Serei apenas eu que me "distraio" e caio nestas incongruências com a própria Doutrina Espírita, que é amor, respeito, caminhada pessoal, sacrifício pessoal dos defeitos íntimos, luta contra as próprias imperfeições? Por que continuamos a cair "nestas tentações", perdendo-nos em divagações que a lado nenhum nos conduzem? Simplesmente porque é o mais fácil. Ser "Espírita de Ação", de verdadeira ação, é o passo mais difícil de ser dado, mas que urge.

Neste momento que atravessamos, em que a Humanidade terrena está sendo posta à prova de modo tão intenso e doloroso, não esperemos que haja contemplações especiais para conosco, por nos dizermos Espíritas. Não esqueçamos do aviso de Jesus de que serão muitos os chamados mas poucos os escolhidos. E também não esqueçamos de que "A quem muito foi dado, muito será exigido".

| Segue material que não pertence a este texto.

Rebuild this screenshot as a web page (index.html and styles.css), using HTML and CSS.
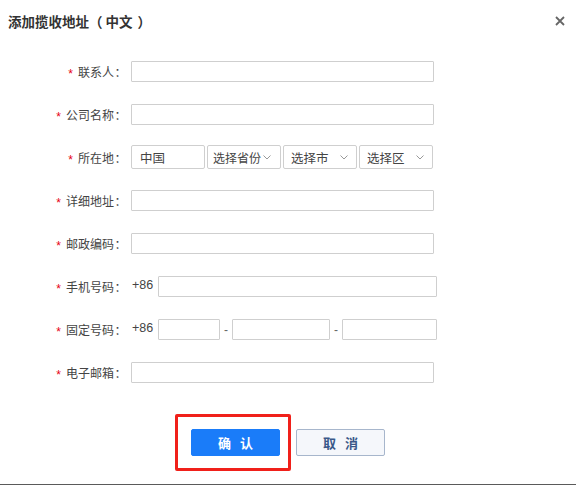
FILE: index.html
```html
<!DOCTYPE html>
<html lang="zh">
<head>
<meta charset="utf-8">
<title>添加揽收地址（中文）</title>
<link rel="stylesheet" href="styles.css">
</head>
<body>
<div class="dialog">
  <div class="header">
    <span class="title">添加揽收地址<span class="paren-l">（</span>中文<span class="paren-r">）</span></span>
    <svg class="close" width="10" height="10" viewBox="0 0 10 10"><path d="M1 1L9 9M9 1L1 9" stroke="#666" stroke-width="1.8" fill="none"/></svg>
  </div>
  <div class="form">
    <div class="row">
      <label class="label"><span class="star">*</span>联系人<span class="colon">：</span></label>
      <div class="field"><span class="input w-full"></span></div>
    </div>
    <div class="row">
      <label class="label"><span class="star">*</span>公司名称<span class="colon">：</span></label>
      <div class="field"><span class="input w-full"></span></div>
    </div>
    <div class="row">
      <label class="label"><span class="star">*</span>所在地<span class="colon">：</span></label>
      <div class="field sel-group">
        <span class="box country">中国</span>
        <span class="box select tight">选择省份<svg class="arrow" width="8" height="5" viewBox="0 0 8 5"><path d="M0.5 0.5L4 4L7.5 0.5" stroke="#999" fill="none"/></svg></span>
        <span class="box select">选择市<svg class="arrow" width="8" height="5" viewBox="0 0 8 5"><path d="M0.5 0.5L4 4L7.5 0.5" stroke="#999" fill="none"/></svg></span>
        <span class="box select">选择区<svg class="arrow" width="8" height="5" viewBox="0 0 8 5"><path d="M0.5 0.5L4 4L7.5 0.5" stroke="#999" fill="none"/></svg></span>
      </div>
    </div>
    <div class="row">
      <label class="label"><span class="star">*</span>详细地址<span class="colon">：</span></label>
      <div class="field"><span class="input w-full"></span></div>
    </div>
    <div class="row">
      <label class="label"><span class="star">*</span>邮政编码<span class="colon">：</span></label>
      <div class="field"><span class="input w-full"></span></div>
    </div>
    <div class="row">
      <label class="label"><span class="star">*</span>手机号码<span class="colon">：</span></label>
      <div class="field">
        <span class="prefix">+86</span>
        <span class="input w-phone"></span>
      </div>
    </div>
    <div class="row">
      <label class="label"><span class="star">*</span>固定号码<span class="colon">：</span></label>
      <div class="field">
        <span class="prefix">+86</span>
        <span class="input w-area"></span>
        <span class="dash">-</span>
        <span class="input w-num"></span>
        <span class="dash">-</span>
        <span class="input w-ext"></span>
      </div>
    </div>
    <div class="row">
      <label class="label"><span class="star">*</span>电子邮箱<span class="colon">：</span></label>
      <div class="field"><span class="input w-full"></span></div>
    </div>
  </div>
  <div class="actions">
    <div class="highlight">
      <button class="btn btn-primary">确 认</button>
    </div>
    <button class="btn btn-default">取 消</button>
  </div>
  <div class="strip"></div>
</div>
</body>
</html>
```
FILE: styles.css
```css
*, *::before, *::after { box-sizing: border-box; }
html, body { margin: 0; padding: 0; background: #fff; }
body {
  font-family: "Noto Sans CJK SC", "Liberation Sans", sans-serif;
  font-size: 12px;
  color: #333;
}
.dialog {
  width: 576px;
  height: 485px;
  display: flex;
  flex-direction: column;
  background: #fff;
}
.header {
  height: 42px;
  display: flex;
  align-items: center;
  justify-content: space-between;
  padding: 0 11px 0 8px;
}
.title {
  font-size: 13.5px;
  font-weight: bold;
  color: #333;
}
.paren-l { margin: 0 3px 0 0; }
.paren-r { margin-left: 5px; }
.close { display: block; margin-top: -1px; }
.form {
  padding-top: 8px;
  display: flex;
  flex-direction: column;
}
.row {
  height: 43px;
  display: flex;
  align-items: center;
}
.label {
  width: 127px;
  text-align: right;
  color: #444;
  font-size: 12px;
  white-space: nowrap;
  margin-right: 4px;
}
.colon { display: inline-block; width: 13px; text-align: center; }
.star {
  color: #e60012;
  margin-right: 5px;
  font-family: "Liberation Sans", sans-serif;
  font-size: 12px;
  position: relative;
  top: 1px;
}
.field {
  display: flex;
  align-items: center;
}
.input {
  display: block;
  height: 21px;
  border: 1px solid #cfcfcf;
  border-radius: 1px;
  background: #fff;
}
.w-full { width: 303px; }
.w-phone { width: 279px; }
.w-area { width: 62px; }
.w-num { width: 98px; }
.w-ext { width: 95px; }
.prefix {
  width: 27px;
  padding-left: 1px;
  font-family: "Liberation Sans", sans-serif;
  font-size: 12.5px;
  color: #444;
  position: relative;
  top: -2px;
}
.dash {
  width: 12px;
  text-align: center;
  color: #666;
  font-family: "Liberation Sans", sans-serif;
}
.sel-group { gap: 2px; margin-top: -1px; }
.box {
  display: flex;
  align-items: center;
  height: 24px;
  width: 74px;
  border: 1px solid #cfcfcf;
  border-radius: 2px;
  padding-left: 7px;
  color: #444;
  font-size: 12.5px;
  white-space: nowrap;
}
.country { padding-left: 8px; }
.select { justify-content: space-between; padding-right: 8px; }
.select.tight { justify-content: flex-start; padding-left: 5px; padding-right: 0; font-size: 12px; }
.select.tight .arrow { margin-left: 2px; flex: none; }
.arrow { display: block; }
.actions {
  margin-top: 35px;
  display: flex;
  justify-content: center;
  gap: 16px;
}
.highlight { position: relative; }
.highlight::after {
  content: "";
  position: absolute;
  left: -16px;
  top: -15px;
  width: 116px;
  height: 57px;
  border: 3px solid #f0201a;
  border-radius: 2px;
  pointer-events: none;
}
.btn {
  display: block;
  height: 27px;
  width: 89px;
  border-radius: 2px;
  font-family: "Noto Sans CJK SC", sans-serif;
  font-size: 13px;
  font-weight: bold;
  letter-spacing: 3px;
  padding: 0 0 0 3px;
  cursor: pointer;
}
.btn-primary {
  background: #1a7cf9;
  border: 1px solid #1a7cf9;
  color: #fff;
}
.btn-default {
  background: #f5f7fb;
  border: 1px solid #a7b6cc;
  color: #3a5889;
}
.strip {
  margin-top: auto;
  height: 1px;
  background: #5a5a5a;
}
```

Sejamos, pelo menos, "Espíritas a caminho", ou seja aqueles que, por acreditarem e se identificarem com a Doutrina, e reconhecendo humildemente a sua pequenez e as suas dificuldades e imperfeições, se servem do conhecimento e da Fé para trabalharem o seu íntimo e enfrentarem a vida com força, alento, reconfortados com a ideia de que Deus a todos ama e a todos dá os recursos para atingirem os objetivos a que se propuseram ao programarem a atual existência.

O caminho é longo e passa pelo autoconhecimento e pelo autoaperfeiçoamento. Se a luz do Espiritismo já nos ilumina a caminhada, se somos os “Espíritas da Fé”, lancemos a semente ao nosso redor, a começar pelo nosso coração. Transformemo-nos nos “Espíritas da Ação”. A sementeira é nossa; a colheita também o será. “A cada um segundo as suas obras”, como avisou o Mestre Jesus.